In the backdrop of RBI Governor Urjit Patel's resignation, Moody's Investors Service said the independence of a country's central bank is an important consideration while assessing a country's institutional strength and any attempt by the government to curtail it would be credit negative.


Analysts have said the surprise end to Urjit Patel's term as RBI governor is likely to spook not only equity investors, but the currency markets as well on December 11, experts suggest.


Although the reaction could be short-lived, as the market is expected to shift focus from Urjit Patel's resignation to assembly election results, which will be a key indicator of sentiments ahead the 2019 general elections.


Patel resigned from the post citing personal reasons. Patel, whose three-year term was to end in September 2019, is the first governor since 1990 to step down before his term ended.


To a query on the sovereign rating impact of the developments around RBI, Moody's said, "While the motivation for the RBI Governor's resignation is unclear, the independence of a country's central bank is an important consideration in our assessment of a sovereign's institutional strength."


It said that Moody's assumes that the RBI will continue to pursue price and financial stability and implement policies towards these goals.

"We would consider signs that the government attempts to curtail the central bank's independence to be credit negative. That said, our assessment of institutional strength ultimately focuses on the quality and policy outcomes of the institutions themselves, not on the individuals leading them," Moody's Investors Service said.

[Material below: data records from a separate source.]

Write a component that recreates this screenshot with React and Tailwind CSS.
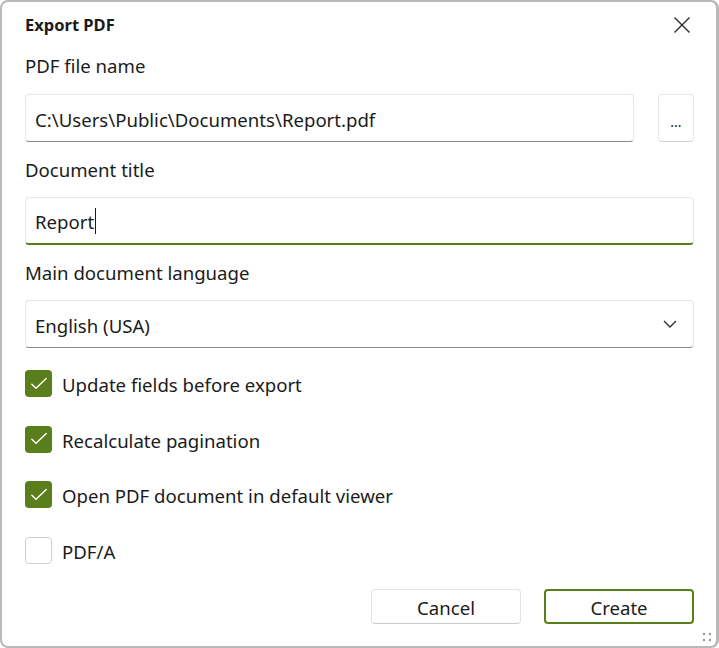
import React from "react";

const font = { fontFamily: '"Noto Sans", "Open Sans", sans-serif' };

function Check({ checked, label }) {
  return (
    <div className="flex items-center h-[27px]">
      {checked ? (
        <div className="w-[27px] h-[27px] rounded-[4px] bg-[#5b7e1d] flex items-center justify-center">
          <svg width="18" height="18" viewBox="0 0 18 18" fill="none">
            <path d="M1.8 9.2 L6 13.3 L16.2 3.4" stroke="white" strokeWidth="1.4" strokeLinecap="round" strokeLinejoin="round" />
          </svg>
        </div>
      ) : (
        <div className="w-[27px] h-[27px] rounded-[4px] bg-white border border-[#cfcfcf]" />
      )}
      <span className="ml-[10px] text-[18.6px] text-[#1b1b1b] leading-6 pt-[3px]">{label}</span>
    </div>
  );
}

export default function App() {
  return (
    <div className="w-[719px] h-[648px] bg-white" style={font}>
      <div className="relative w-[719px] h-[648px] border-2 border-r-[3px] border-[#b9b9b9] rounded-[8px] bg-white flex flex-col">
        <div className="flex items-center justify-between h-[46px] pl-[23px] pr-[25px]">
          <span className="text-[16.5px] font-bold text-[#1b1b1b]">Export PDF</span>
          <svg width="18" height="18" viewBox="0 0 18 18" fill="none">
            <path d="M1.5 1.5 L16.5 16.5 M16.5 1.5 L1.5 16.5" stroke="#2a2a2a" strokeWidth="1.4" />
          </svg>
        </div>
        <div className="flex flex-col pl-[23px] pr-[22px]">
          <div className="h-6 mt-[6px] text-[18.6px] leading-6 text-[#1b1b1b]">PDF file name</div>
          <div className="flex mt-4 gap-[24px]">
            <div className="flex-1 h-12 rounded-[4px] border border-[#e6e6e6] border-b-[#8a8a8a] flex items-center pl-[9px] pt-[3px] text-[18.6px] text-[#1b1b1b]">
              C:\Users\Public\Documents\Report.pdf
            </div>
            <div className="w-[36px] h-12 rounded-[4px] border border-[#e6e6e6] border-b-[#cfcfcf] flex items-end justify-center pb-[12px] text-[14px] leading-none text-[#1b1b1b]">
              ...
            </div>
          </div>
          <div className="h-6 mt-4 text-[18.6px] leading-6 text-[#1b1b1b]">Document title</div>
          <div className="mt-[15px] h-12 rounded-[4px] border border-[#e6e6e6] border-b-2 border-b-[#5b7e1d] flex items-center pl-[9px] pt-[3px] text-[18.6px] text-[#1b1b1b]">
            <span>Report</span>
            <span className="inline-block w-px h-[26px] bg-[#1b1b1b] ml-px -mt-[3px]" />
          </div>
          <div className="h-6 mt-4 text-[18.6px] leading-6 text-[#1b1b1b]">Main document language</div>
          <div className="mt-[15px] h-12 rounded-[4px] border border-[#e6e6e6] border-b-[#8a8a8a] flex items-center justify-between pl-[9px] pr-[16px] text-[18.6px] text-[#1b1b1b]">
            <span className="pt-[3px]">English (USA)</span>
            <svg width="14" height="14" viewBox="0 0 14 14" fill="none">
              <path d="M1 4 L7 10 L13 4" stroke="#2a2a2a" strokeWidth="1.3" />
            </svg>
          </div>
          <div className="flex flex-col gap-[28.5px] mt-[22px]">
            <Check checked label="Update fields before export" />
            <Check checked label="Recalculate pagination" />
            <Check checked label="Open PDF document in default viewer" />
            <Check label="PDF/A" />
          </div>
          <div className="flex justify-end gap-[23px] mt-[25px]">
            <button className="w-[150px] h-[35px] rounded-[4px] border border-[#e2e2e2] border-b-[#cdcdcd] bg-white pt-[3px] text-[18.6px] text-[#1b1b1b]">Cancel</button>
            <button className="w-[150px] h-[35px] rounded-[4px] border-2 border-[#5b7e1d] bg-white pt-[3px] text-[18.6px] text-[#1b1b1b]">Create</button>
          </div>
        </div>
        <svg className="absolute right-[3px] bottom-[3px]" width="12" height="12" viewBox="0 0 12 12">
          <circle cx="3" cy="3" r="1.2" fill="#9a9a9a" />
          <circle cx="9" cy="3" r="1.2" fill="#9a9a9a" />
          <circle cx="3" cy="9" r="1.2" fill="#9a9a9a" />
          <circle cx="9" cy="9" r="1.2" fill="#9a9a9a" />
        </svg>
      </div>
    </div>
  );
}
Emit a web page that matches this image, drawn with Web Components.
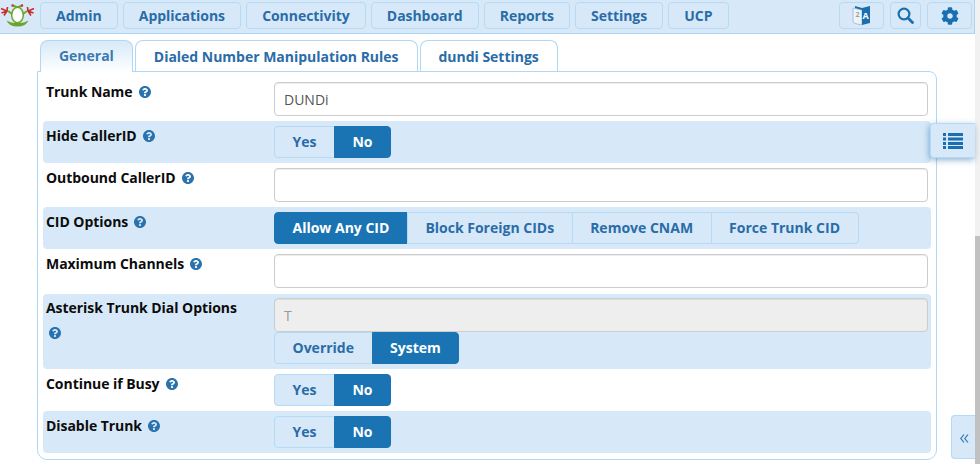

Patel's resignation came just 4 days ahead of the December 14 meeting of the Reserve Bank that could have discussed issues of simmering differences with the government.


Although Patel cited personal reasons for the resignation but industry watchers say there were undercurrent since the government cited hereto never-used-before provisions of the law to bring him to negotiating table on issues it felt were of national interest.


The friction between the RBI and the Finance Ministry was attributed to the recalcitrance of Patel, who appeared keen to be seen as a defiant, independent-minded governor of high credibility by resisting the government's call for increased transparency on the central bank's reserves (just how much is necessary for stability operations) and for enhanced liquidity so that credit can be eased to money-strapped sectors especially MSMEs.


In November, the Reserve Bank of India (RBI) board held a marathon meeting amid a rift between the central bank and the government over several issues, including how much capital the RBI needs, lending norms for small and medium enterprises (SMEs) and rules for weak banks.


The RBI has massive Rs 9.59 lakh crore reserves and the government, if reports are to be believed, wants the central bank to part with a third of that fund — an issue which along with easing of norms for weak banks and raising liquidity has brought the two at loggerheads in recently.


Meanwhile, amidst reports of friction between the central bank and the finance ministry over several issues, including how much capital the apex bank needs, IMF's Chief Economist Maurice Obstfeld has said, the Indian government must heed the RBI's message on financial stability.

The next board meeting would be held later this week.


Addressing a group of journalists here on Sunday, he also said the International Monetary Fund does not want politicians "manipulating" central banks for political ends.


"There is debate over whether it's better for financial stability to be the remit of the central bank or an independent regulator…the UK in 1997, split them, then put them back together again," he said, responding to a specific question on the recent developments in India regarding the RBI and the Government.


"I'm not going to take a position on that…But I think…the central bank does have to be intimately concerned with financial stability to some degree and with the payment system," he added.


"We need to think about what is the best institutional framework in which financial policy can be set with regard to long term stability of the economy, not just to performance over political horizon," Obstfeld said.


"Well, I think they (the RBI and the Indian government) have reached an agreement on how to proceed. I think their (RBI) message that financial stability is important is correct. And it is important for the government to heed that," he added.

Responding to a series of questions on the attempt in certain countries like the US, India, Argentina and Turkey to curb independence of central banks, Obstfeld said central banks' role as a financial regulator is critical. Central banks have "much greater power than you thought". They are fundamentally involved in financial stability policy, in fiscal policy, he said.


Obstfeld said if one looks at the record, the decisions taken by central banks worldwide did stabilise the economy by avoiding much worse losses in output and employment.